Overview
Although blended families are common, they often encounter unique complexities after the death of a loved one. Assets may be left outright to a surviving spouse, who may then change the terms of the estate plan. Careful estate planning helps prevent disputes when emotions are high, avoids unintended disinheritance, and ensures assets are distributed according to the deceased spouse’s original wishes. Couples navigating these decisions should keep the following considerations in mind:
1. Choose Trustees Carefully
If a trust is created to benefit a surviving spouse, it is important to consider who will serve as trustee. A thoughtfully selected trustee can help ensure the trust is administered according to the deceased spouse’s intentions. An independent or corporate trustee may be an unbiased yet effective choice.
2. Consider an Irrevocable Trust Upon First Death
If spouses prefer to sign a joint trust, the clients should consider whether the trust will become irrevocable upon the first death. This structure can prevent unintended changes and helps protect the interests of all beneficiaries. While this structure does add some complication to the plan, it can help to ensure that the surviving spouse does not go against the decedent spouse’s wishes once he or she has passed away.
For blended families, a qualified terminable interest property (QTIP) trust can provide a balanced approach to supporting a surviving spouse while protecting the inheritance of children from a prior relationship. A QTIP trust requires that the surviving spouse receives all net income, and may allow the surviving spouse to receiving distributions of principal. Upon the surviving spouse’s death, the remaining assets are distributed to designated beneficiaries (such as children of the first spouse to die), and typically the surviving spouse does not have the ability to modify the beneficiaries upon his or her death.
3. Prenuptial Agreement or Postnuptial Agreement
It is very common for spouses in a blended family in Wisconsin to enter into a pre-nuptial agreement, especially for marriages later in life. Often those spouses have accumulated significant assets prior to the current marriage, and want to ensure that each spouse has the freedom to leave the assets he or she accumulated prior to the current marriage to his or her respective children. Since Wisconsin is a marital property state, without having a pre-nuptial agreement that supersedes the default rules, the assets accumulated prior to the marriage can end up being reclassified partially or fully as marital property. If an asset is classified as marital property, then the surviving spouse generally maintains a 50% marital property interest in the asset after the first spouse’s death, and that would limit the ability of the deceased spouse to leave that asset to his or her children. A pre-nuptial or post-nuptial agreement can supersede the default Marital Property rules.
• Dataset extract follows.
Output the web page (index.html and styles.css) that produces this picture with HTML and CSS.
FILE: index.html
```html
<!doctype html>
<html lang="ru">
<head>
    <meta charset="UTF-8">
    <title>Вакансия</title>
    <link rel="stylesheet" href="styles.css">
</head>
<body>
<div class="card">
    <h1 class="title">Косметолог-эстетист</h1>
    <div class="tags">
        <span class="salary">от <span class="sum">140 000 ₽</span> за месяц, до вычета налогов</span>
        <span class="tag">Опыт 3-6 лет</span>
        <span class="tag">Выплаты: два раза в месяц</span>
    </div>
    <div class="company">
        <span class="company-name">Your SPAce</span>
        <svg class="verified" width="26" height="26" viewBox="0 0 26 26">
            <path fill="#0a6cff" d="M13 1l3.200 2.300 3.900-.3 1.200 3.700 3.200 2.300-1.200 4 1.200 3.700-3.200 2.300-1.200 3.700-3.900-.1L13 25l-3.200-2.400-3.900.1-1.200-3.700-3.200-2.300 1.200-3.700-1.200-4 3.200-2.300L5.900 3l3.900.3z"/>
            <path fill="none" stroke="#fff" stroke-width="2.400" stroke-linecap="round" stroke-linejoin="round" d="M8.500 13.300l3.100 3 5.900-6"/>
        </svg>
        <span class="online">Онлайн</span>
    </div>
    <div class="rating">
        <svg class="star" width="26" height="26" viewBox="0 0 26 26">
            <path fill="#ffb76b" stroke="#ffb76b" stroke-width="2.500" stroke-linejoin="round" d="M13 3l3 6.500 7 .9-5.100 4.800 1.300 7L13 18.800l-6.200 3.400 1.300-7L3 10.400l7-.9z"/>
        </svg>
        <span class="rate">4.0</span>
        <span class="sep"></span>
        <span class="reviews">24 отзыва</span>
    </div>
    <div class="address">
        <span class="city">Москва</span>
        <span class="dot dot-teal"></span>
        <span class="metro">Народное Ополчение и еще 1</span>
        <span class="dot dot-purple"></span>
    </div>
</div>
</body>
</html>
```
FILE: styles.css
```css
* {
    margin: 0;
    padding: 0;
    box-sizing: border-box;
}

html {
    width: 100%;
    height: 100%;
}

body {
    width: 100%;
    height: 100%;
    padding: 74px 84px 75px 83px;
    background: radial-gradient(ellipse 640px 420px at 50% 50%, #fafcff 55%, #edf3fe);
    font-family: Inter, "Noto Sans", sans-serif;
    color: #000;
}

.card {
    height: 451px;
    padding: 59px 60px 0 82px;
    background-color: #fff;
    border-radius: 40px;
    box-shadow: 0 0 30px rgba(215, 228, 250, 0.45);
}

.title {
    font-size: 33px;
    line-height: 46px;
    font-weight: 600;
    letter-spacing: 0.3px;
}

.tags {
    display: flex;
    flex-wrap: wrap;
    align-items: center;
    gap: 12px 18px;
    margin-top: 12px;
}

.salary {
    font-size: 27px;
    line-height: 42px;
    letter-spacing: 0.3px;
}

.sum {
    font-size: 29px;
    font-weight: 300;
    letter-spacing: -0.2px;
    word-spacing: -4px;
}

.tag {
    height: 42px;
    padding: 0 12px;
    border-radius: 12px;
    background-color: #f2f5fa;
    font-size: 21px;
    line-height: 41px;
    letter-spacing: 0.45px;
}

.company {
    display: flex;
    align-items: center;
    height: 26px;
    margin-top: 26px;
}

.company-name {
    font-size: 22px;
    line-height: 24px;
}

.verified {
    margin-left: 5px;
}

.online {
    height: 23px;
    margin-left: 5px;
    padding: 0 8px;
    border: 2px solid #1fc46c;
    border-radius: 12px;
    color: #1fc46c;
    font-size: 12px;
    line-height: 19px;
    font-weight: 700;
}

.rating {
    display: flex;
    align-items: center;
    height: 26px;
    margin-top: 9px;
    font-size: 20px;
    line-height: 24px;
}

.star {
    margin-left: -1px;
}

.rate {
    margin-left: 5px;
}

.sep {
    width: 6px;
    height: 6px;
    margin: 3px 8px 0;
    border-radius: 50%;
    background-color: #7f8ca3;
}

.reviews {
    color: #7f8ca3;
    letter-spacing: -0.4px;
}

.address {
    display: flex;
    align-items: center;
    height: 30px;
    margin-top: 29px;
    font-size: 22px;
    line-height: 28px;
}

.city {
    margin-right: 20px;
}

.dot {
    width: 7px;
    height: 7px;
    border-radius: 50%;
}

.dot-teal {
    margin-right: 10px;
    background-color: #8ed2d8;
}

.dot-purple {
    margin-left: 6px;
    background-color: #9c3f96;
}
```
4. Discuss Funeral and Burial Plans Proactively
Although a difficult topic, it is important for blended families to talk openly about funeral and burial wishes. Do you want to be buried with your current spouse or your former spouse? Would you prefer that your children make these decisions? Addressing these questions in advance can prevent confusion and emotional conflict during an already difficult time. Both spouses may consider executing an authorization for final disposition. This document clarifies the decedent’s wishes and leaves no room for disagreement among a surviving spouse and children from a prior relationship.
5. Consider Naming an Independent Agent in the Power of Attorney
When establishing powers of attorney, it may be beneficial to name an independent, neutral third party, such as a trusted advisor or professional fiduciary, as your agent. This approach can help avoid potential conflicts between family members, particularly in blended families where loyalties or expectations may differ. An independent agent can act objectively, make decisions based solely in your best interest, and provide a buffer between family dynamics and financial or medical decision-making. It is important to communicate this choice to your loved ones in advance to ensure transparency and reduce the risk of misunderstanding.
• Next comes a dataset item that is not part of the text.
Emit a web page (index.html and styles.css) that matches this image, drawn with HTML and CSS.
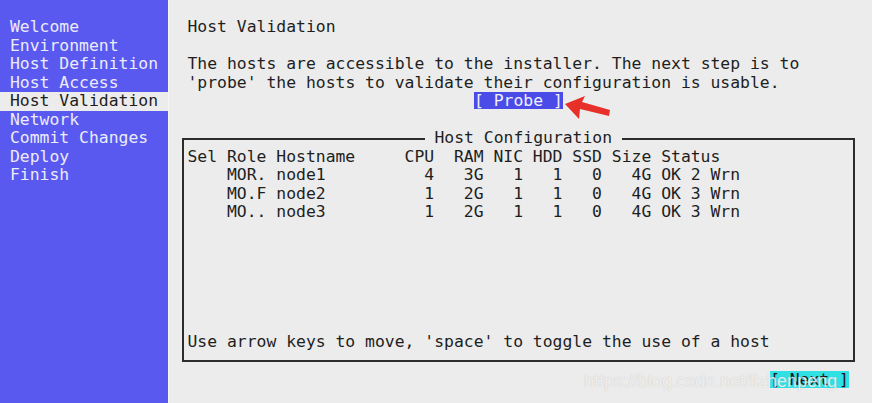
FILE: index.html
```html
<!DOCTYPE html>
<html>
<head>
<meta charset="utf-8">
<link rel="stylesheet" href="styles.css">
</head>
<body>
<div class="screen">
  <nav class="steps">
    <div class="step">Welcome</div>
    <div class="step">Environment</div>
    <div class="step">Host Definition</div>
    <div class="step">Host Access</div>
    <div class="step active">Host Validation</div>
    <div class="step">Network</div>
    <div class="step">Commit Changes</div>
    <div class="step">Deploy</div>
    <div class="step">Finish</div>
  </nav>
  <main class="pane">
    <div class="line indent">Host Validation</div>
    <div class="line"></div>
    <div class="line indent">The hosts are accessible to the installer. The next step is to</div>
    <div class="line indent">'probe' the hosts to validate their configuration is usable.</div>
    <div class="line probe-row"><span class="btn probe">[ Probe ]</span></div>
    <div class="line"></div>
    <fieldset class="hosts">
      <legend class="hosts-title"> Host Configuration </legend>
      <div class="hosts-body">
        <div class="line">Sel Role Hostname     CPU  RAM NIC HDD SSD Size Status</div>
        <div class="line">    MOR. node1          4   3G   1   1   0   4G OK 2 Wrn</div>
        <div class="line">    MO.F node2          1   2G   1   1   0   4G OK 3 Wrn</div>
        <div class="line">    MO.. node3          1   2G   1   1   0   4G OK 3 Wrn</div>
        <div class="line hint">Use arrow keys to move, 'space' to toggle the use of a host</div>
      </div>
    </fieldset>
    <div class="line next-row"><span class="btn next">[ Next ]</span></div>
  </main>
  <svg class="arrow" width="56" height="30" viewBox="0 0 56 30">
    <polygon points="5,12 25,4 22,10 50,18 49,24 20,17 19,27" fill="#e8302a"/>
  </svg>
  <div class="watermark">https://blog.csdn.net/lizhenpeng</div>
</div>
</body>
</html>
```
FILE: styles.css
```css
html, body {
  margin: 0;
  padding: 0;
}
body {
  background: #ececec;
  font-family: "DejaVu Sans Mono", "Liberation Mono", monospace;
  font-size: 16.4px;
  line-height: 18.5px;
  color: #1e1e1e;
}
.screen {
  position: relative;
  display: flex;
  width: 872px;
  height: 403px;
  overflow: hidden;
}
.steps {
  width: 168px;
  flex: none;
  background: #5959f0;
  padding-top: 18.25px;
  box-shadow: 1px 0 0 #f6f6f6;
}
.step {
  height: 18.5px;
  padding-left: 10px;
  color: #ececf8;
  white-space: pre;
}
.step.active {
  background: #ececec;
  color: #1e1e1e;
}
.pane {
  flex: 1;
  padding-top: 18.25px;
  display: flex;
  flex-direction: column;
}
.line {
  height: 18.5px;
  white-space: pre;
}
.indent {
  padding-left: 19.5px;
}
.probe-row {
  padding-left: 306px;
}
.btn {
  display: inline-block;
  height: 17px;
  line-height: 17px;
}
.probe {
  background: #4b4be8;
  color: #f0f0ff;
}
.hosts {
  margin: 0 0 8.25px 13.6px;
  padding: 0;
  width: 673px;
  box-sizing: border-box;
  min-inline-size: 0;
  border: 2px solid #2c2c2c;
}
.hosts-title {
  padding: 0;
  margin-left: 241px;
  white-space: pre;
  height: 18.5px;
  line-height: 18.5px;
}
.hosts-body {
  height: 203.5px;
  padding: 0 0 8.25px 3.9px;
  display: flex;
  flex-direction: column;
}
.hint {
  margin-top: auto;
}
.next-row {
  padding-left: 602px;
  padding-top: 1px;
}
.next {
  background: #2fe0e4;
  color: #1a1a1a;
}
.arrow {
  position: absolute;
  left: 560px;
  top: 92px;
}
.watermark {
  position: absolute;
  left: 584px;
  top: 370px;
  font-family: "Liberation Sans", Arial, sans-serif;
  font-size: 18px;
  line-height: 22px;
  color: rgba(255, 255, 255, 0.75);
  text-shadow: 0 0 1px rgba(150, 150, 150, 0.6);
  white-space: nowrap;
  pointer-events: none;
}
```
6. Communicate Openly With the Family
Communication is key. When provisions in an estate plan come as a surprise, or if individuals feel excluded or betrayed, it can lead to litigation and fractured relationships. Open, honest discussions can help ensure that everyone understands the intentions behind the plan.
7. Double-Check Beneficiary Designations
Beneficiary designations on assets such as retirement accounts and life insurance policies override the terms of a will or trust (assuming beneficiaries other than the estate or trust are named in those policies). It is essential to review these designations regularly and ensure they reflect your current wishes. For example, if your IRA lists your child as the primary beneficiary, even if your trust states that it should go to your spouse, your child will receive the asset (subject to the spouse’s marital property rights, if any). You can also name multiple primary beneficiaries and allocate percentages among them to ensure fairness. It is important to note that ERISA imposes spousal consent requirements for naming persons other than the spouse as beneficiary of an employer-sponsored retirement account. If you elect to name someone other your spouse as beneficiary on an account subject to ERISA, your spouse would need to consent to that designation.